Aside from providing trainers with life and career skills, she said, the program lets participants experience the feeling of doing something good for another.

“They’re taking a dog that knows nothing, then they teach it a list of 20-plus commands,” she explained Thursday. “The dog does it because it loves them (and they’re getting treats) and because a kid is being kind to them.”

Cell Dogs founder Janette Thomas speaks during a session at the Orange County Probation Dept. in 2018.
(Courtesy of Cell Dogs)

Juvenile Hall director Sanford Rose attended the Jan. 17 graduation and said trainers were full of emotions as they handed off their four-legged charges to their new families.

“It’s just an amazing program,” he said. “It really is teaching these young men and women responsibility.”

After a four-week crash course on canine care and behavior, the trainers guide dogs through eight to 10 weeks of weekly training sessions. Each trainee will have three or four caretakers, so it doesn’t become too attached to one individual.

Former Cell Dogs graduate Jackson socializes with his juvenile hall inmate trainer in 2013.
Former Cell Dogs graduate Jackson socializes with his juvenile hall inmate trainer in 2013.
(Courtesy of Cell Dogs)

Aside from teaching basic commands — sit, stay, heel — the sessions teach trainers to use positive reinforcement to mitigate bad behavior and read body language to determine the animals’ needs.

The experience is educational and could potentially set trainers on a path toward a career in training or animal handling. But it also exposes participants to some larger, perhaps less tangible, benefits, according to Rose.

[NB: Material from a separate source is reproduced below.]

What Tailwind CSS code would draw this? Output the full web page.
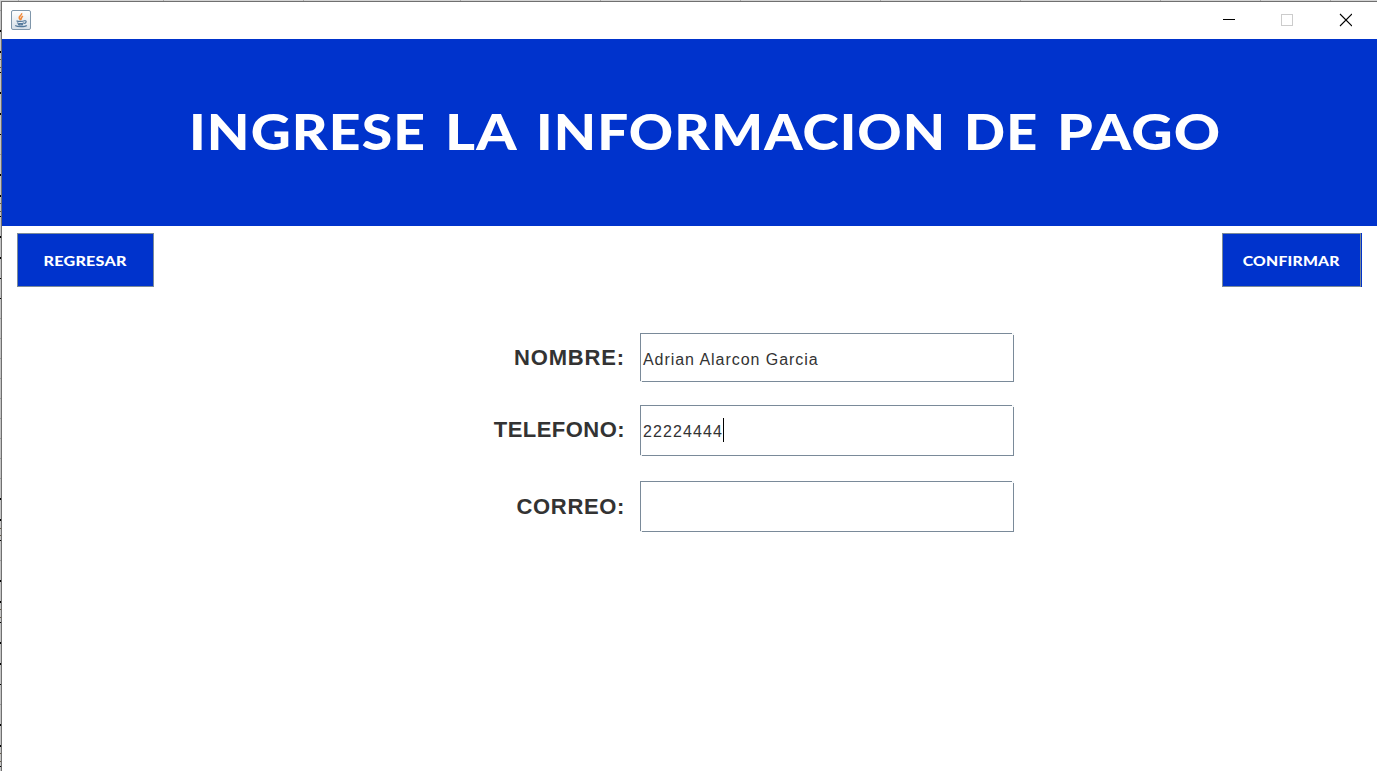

“A lot of times these teenagers we have, they have never been shown unconditional love and acceptance and have probably never given unconditional love,” he said. “And with the dogs, it just happens as part of the process.

“They’re learning when they put forth a positive effort, they can change something.”

Recent Cell Dogs graduate Polly at home with her new family, after being adopted by a probation department employee.
(Courtesy of Cell Dogs)

For as much as Cell Dogs has meant to the hundreds of trainers who’ve helped care for more than 400 canines in a 15-year period, its efforts have made an equal impact on the families who take in dogs that may have otherwise faced an uncertain destiny.

Some graduates continue training and become service dogs. In other cases, graduates end up in the homes of the corrections officers who supervise the program. Out of 64 canines trained at the facility in Orange, 13 have so far gone to employees. Polly, a Novia Scotia Duck Tolling Retriever mix and Jan. 17 grad, went home with a probation staff member who attended the ceremony.

Rocky, a French bulldog-Cocker spaniel-poodle mix, was adopted by a couple from Redondo Beach.

Wiggles, a miniature Doberman Pinscher mix rescued from a hoarding situation in Arizona, was taken in by Mary and John O’Connor. The San Diego couple adopted a lab-mix named Frosty from Cell Dogs in 2009 and had her for several years before she passed.

When they were considering another pet, Cell Dogs was an appealing option because of its mission and because families meet potential adoptees before completing the program and are carefully matched so there are no surprises down the road.

San Diego residents John and Mary O'Connor with newly adopted dog Wiggles.
San Diego residents John and Mary O’Connor with newly adopted dog Wiggles.
(Courtesy of Mary O’Connor)

“When I saw Wiggles, I was like, ‘Right there, that’s the dog,’” said Mary O’Connor, who attended the juvenile hall graduation.

The ceremony was emotional, as families affixed new leashes to collars and trainers, in the unclipping of their own leashes, learned part of love is letting go.

One youth gave the O’Connors his T-shirt, so Wiggles would have a familiar scent in her new environment. She cuddled up on it the whole ride home.

“You’re not only saving a dog, but you’re helping to save the inmates who trained them,” Mary O’Connor said. “You’re giving them a second chance.”

Recent Cell Dogs graduate Wiggles was rescued from a hoarding situation in Arizona and trained for adoption.
Recent Cell Dogs graduate Wiggles was rescued from a hoarding situation in Arizona and trained for adoption by Orange County juvenile hall youth.